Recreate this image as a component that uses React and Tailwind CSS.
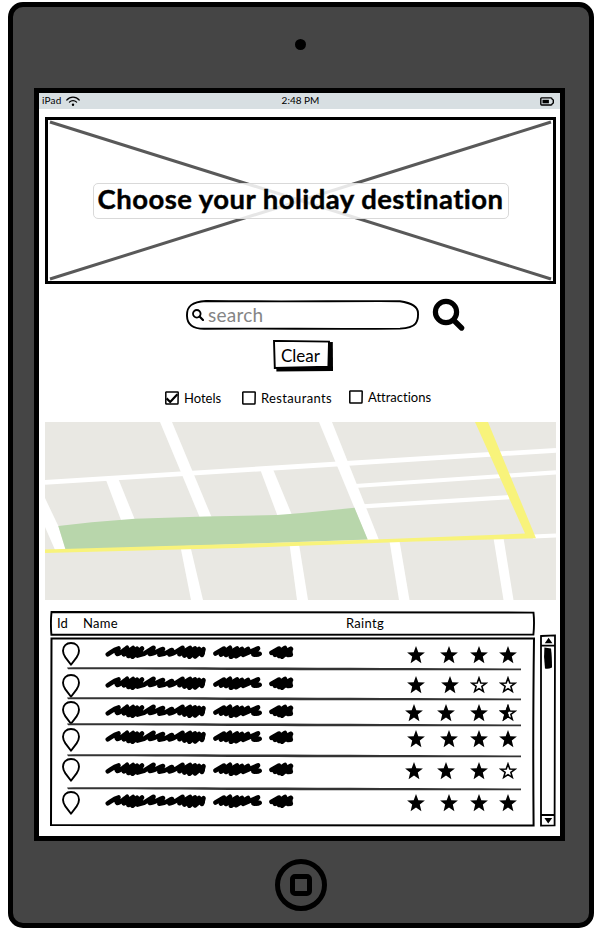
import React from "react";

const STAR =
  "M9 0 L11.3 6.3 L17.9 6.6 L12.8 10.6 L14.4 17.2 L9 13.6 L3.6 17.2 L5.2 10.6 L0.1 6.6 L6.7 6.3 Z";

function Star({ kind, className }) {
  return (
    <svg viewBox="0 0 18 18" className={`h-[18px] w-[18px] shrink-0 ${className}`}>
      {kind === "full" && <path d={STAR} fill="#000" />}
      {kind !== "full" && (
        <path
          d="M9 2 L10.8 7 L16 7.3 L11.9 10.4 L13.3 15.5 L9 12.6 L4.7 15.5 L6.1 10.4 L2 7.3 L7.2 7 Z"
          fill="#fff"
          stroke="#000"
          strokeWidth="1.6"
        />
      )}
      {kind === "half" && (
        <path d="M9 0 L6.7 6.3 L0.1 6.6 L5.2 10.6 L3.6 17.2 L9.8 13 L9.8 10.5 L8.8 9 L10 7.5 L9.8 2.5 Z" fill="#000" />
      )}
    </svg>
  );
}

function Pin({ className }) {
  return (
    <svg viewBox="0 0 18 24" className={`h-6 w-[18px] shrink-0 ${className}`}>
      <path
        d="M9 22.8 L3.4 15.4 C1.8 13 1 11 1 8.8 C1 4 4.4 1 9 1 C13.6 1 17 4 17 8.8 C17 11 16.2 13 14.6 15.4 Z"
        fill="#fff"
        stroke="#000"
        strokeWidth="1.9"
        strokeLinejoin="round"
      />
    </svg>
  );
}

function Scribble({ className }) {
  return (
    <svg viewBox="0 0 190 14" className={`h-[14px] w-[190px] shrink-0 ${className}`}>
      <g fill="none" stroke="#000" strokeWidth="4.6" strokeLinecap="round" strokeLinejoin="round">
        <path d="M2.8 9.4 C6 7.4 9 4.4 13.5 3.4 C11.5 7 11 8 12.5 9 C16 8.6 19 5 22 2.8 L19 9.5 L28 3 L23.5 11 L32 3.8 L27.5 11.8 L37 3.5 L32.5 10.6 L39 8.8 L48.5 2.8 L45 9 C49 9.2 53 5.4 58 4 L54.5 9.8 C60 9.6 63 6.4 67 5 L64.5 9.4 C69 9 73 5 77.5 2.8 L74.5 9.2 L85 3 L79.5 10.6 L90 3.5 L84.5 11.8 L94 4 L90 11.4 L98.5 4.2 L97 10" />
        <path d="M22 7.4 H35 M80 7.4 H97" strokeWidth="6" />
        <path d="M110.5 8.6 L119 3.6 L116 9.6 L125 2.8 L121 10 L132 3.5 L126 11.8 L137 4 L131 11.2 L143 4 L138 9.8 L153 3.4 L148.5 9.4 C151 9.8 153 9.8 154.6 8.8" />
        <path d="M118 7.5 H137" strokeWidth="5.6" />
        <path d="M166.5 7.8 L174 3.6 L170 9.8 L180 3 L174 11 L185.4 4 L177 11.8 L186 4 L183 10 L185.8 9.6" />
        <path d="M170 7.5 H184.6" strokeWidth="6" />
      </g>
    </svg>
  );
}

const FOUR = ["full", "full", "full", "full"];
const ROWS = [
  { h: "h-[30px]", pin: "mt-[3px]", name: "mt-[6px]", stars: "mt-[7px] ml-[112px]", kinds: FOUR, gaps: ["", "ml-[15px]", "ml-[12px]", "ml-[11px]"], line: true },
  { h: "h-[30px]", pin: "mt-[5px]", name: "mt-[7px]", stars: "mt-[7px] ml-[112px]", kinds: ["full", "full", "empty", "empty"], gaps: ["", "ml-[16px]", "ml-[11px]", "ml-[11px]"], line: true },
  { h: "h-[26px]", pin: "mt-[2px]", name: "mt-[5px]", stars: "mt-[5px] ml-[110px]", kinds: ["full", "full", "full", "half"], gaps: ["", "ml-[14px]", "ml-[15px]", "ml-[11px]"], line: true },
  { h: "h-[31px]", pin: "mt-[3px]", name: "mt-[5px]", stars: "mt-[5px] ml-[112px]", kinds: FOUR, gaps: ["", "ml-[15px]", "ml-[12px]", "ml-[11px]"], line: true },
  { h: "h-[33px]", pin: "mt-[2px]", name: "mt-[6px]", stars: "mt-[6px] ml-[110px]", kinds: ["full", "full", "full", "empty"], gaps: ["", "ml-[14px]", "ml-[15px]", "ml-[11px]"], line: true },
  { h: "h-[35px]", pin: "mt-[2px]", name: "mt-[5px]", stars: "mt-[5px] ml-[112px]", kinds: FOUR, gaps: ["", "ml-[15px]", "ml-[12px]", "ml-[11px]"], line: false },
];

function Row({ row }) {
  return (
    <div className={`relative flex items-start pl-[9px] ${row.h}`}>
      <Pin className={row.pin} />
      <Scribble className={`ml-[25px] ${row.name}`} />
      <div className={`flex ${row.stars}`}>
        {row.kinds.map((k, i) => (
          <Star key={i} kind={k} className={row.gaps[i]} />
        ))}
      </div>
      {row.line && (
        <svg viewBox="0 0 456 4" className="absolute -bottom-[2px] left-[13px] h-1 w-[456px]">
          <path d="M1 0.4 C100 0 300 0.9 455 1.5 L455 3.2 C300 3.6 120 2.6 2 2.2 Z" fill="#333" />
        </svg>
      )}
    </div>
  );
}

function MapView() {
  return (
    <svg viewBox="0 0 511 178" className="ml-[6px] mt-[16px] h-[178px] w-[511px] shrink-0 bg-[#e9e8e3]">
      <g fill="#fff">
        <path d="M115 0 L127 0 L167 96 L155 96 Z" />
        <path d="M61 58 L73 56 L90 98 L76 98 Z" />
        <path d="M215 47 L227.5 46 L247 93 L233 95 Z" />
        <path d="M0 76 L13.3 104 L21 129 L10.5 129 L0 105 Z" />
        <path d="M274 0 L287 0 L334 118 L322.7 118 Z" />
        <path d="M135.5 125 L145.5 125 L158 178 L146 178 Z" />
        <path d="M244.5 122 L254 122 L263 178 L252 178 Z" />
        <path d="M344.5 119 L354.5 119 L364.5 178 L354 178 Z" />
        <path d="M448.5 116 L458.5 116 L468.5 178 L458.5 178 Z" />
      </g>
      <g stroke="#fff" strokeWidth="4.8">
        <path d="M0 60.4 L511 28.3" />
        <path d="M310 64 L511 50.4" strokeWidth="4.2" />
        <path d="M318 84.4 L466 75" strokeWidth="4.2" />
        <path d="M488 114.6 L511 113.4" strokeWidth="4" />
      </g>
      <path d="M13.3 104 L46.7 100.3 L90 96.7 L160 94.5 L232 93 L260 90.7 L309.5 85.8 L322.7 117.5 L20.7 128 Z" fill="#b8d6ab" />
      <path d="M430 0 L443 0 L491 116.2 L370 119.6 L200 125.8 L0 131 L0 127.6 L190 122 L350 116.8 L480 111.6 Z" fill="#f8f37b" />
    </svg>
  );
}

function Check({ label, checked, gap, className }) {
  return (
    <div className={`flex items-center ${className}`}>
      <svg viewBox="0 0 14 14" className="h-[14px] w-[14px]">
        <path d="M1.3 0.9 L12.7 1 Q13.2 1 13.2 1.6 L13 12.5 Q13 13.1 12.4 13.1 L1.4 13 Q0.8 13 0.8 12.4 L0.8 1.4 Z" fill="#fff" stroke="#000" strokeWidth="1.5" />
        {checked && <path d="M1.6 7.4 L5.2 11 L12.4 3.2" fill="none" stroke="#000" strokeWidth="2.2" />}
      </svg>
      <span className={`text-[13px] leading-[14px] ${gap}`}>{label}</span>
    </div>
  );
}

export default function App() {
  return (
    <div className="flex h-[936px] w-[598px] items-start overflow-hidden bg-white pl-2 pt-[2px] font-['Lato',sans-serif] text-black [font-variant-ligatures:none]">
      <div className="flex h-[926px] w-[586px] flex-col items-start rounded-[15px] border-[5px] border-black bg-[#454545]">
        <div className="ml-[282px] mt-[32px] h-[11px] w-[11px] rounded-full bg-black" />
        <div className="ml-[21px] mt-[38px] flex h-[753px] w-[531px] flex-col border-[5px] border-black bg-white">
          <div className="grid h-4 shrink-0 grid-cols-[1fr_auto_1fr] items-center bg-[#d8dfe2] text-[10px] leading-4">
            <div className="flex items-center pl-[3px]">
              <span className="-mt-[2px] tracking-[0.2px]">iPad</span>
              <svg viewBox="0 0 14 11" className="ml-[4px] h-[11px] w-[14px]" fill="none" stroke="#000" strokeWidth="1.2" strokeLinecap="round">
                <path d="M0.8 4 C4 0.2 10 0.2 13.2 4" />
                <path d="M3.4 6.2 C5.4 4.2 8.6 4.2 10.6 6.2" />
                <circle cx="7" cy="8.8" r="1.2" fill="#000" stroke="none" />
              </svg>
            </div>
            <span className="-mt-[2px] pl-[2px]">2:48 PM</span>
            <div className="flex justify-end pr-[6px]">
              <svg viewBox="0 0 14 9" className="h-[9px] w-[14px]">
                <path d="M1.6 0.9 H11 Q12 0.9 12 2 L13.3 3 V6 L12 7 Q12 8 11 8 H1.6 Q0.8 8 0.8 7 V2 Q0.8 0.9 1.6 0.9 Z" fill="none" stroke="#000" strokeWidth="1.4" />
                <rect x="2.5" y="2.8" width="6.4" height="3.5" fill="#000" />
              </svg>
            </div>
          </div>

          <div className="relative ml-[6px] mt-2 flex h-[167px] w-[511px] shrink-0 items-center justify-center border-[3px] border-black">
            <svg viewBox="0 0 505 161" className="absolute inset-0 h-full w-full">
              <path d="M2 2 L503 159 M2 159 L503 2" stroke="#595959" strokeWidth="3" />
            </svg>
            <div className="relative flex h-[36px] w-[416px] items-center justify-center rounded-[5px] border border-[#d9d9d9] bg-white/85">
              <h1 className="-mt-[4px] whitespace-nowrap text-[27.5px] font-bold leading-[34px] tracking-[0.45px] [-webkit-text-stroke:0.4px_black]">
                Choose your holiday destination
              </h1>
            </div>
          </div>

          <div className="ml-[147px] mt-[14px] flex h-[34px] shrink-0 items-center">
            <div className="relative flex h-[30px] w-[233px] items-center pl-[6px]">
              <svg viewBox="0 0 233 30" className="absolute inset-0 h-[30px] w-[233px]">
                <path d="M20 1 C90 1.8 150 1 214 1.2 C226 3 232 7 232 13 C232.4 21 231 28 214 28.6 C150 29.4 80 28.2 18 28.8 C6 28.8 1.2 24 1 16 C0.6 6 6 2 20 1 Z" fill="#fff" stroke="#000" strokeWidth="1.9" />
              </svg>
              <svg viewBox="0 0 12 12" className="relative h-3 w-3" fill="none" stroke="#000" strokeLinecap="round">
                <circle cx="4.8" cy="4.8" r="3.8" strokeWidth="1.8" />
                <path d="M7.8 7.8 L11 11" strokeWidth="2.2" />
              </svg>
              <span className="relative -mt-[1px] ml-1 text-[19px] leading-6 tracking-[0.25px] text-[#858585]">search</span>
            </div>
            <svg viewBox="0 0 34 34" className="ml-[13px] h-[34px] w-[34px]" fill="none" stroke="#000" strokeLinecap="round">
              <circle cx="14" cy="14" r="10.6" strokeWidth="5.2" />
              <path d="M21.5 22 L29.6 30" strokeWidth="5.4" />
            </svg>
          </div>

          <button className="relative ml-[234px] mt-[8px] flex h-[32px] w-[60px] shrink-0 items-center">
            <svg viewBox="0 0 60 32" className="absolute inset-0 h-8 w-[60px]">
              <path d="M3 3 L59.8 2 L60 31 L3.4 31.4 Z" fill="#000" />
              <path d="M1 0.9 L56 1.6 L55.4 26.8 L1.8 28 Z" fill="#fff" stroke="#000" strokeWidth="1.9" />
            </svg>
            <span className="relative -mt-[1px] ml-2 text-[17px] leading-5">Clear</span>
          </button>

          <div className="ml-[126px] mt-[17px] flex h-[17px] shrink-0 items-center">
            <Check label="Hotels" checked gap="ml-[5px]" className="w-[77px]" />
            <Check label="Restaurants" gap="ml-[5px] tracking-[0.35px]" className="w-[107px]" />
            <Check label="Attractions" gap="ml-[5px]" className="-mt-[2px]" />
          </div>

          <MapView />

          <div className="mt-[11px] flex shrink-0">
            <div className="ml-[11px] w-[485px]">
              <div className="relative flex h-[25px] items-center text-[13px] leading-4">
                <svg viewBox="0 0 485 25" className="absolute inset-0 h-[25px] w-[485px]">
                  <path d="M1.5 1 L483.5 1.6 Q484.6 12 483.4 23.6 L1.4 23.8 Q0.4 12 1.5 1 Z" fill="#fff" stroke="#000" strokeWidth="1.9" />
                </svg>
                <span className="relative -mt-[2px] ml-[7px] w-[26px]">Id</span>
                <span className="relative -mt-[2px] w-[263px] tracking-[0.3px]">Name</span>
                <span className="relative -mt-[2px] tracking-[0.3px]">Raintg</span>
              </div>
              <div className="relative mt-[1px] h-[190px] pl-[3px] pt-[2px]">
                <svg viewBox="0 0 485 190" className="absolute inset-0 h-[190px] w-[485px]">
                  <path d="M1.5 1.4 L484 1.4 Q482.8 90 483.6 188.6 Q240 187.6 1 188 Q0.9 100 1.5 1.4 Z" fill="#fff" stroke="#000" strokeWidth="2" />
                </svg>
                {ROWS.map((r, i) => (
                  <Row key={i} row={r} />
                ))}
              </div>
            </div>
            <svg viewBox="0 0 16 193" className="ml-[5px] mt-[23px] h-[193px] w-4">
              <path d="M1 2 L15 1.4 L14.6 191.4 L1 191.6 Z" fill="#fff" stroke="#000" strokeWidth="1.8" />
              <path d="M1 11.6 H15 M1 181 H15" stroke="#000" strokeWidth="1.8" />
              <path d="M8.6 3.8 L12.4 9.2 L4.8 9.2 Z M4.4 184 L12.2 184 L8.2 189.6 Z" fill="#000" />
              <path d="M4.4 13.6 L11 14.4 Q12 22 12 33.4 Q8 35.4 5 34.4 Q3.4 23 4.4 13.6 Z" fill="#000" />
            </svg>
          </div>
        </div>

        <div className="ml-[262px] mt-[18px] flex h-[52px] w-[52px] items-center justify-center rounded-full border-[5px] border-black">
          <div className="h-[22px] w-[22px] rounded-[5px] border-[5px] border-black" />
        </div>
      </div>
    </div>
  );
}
---
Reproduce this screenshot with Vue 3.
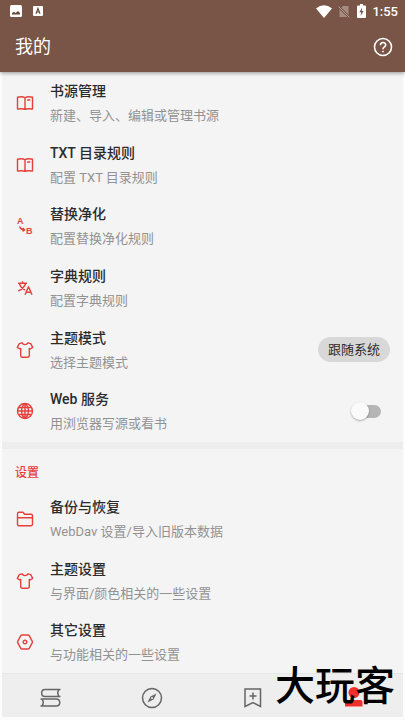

__Task__.
Pick out and copy every line that contains the word "React".

__Worked solution__.
Recreate this image as a component that uses React and Tailwind CSS.
import React from "react";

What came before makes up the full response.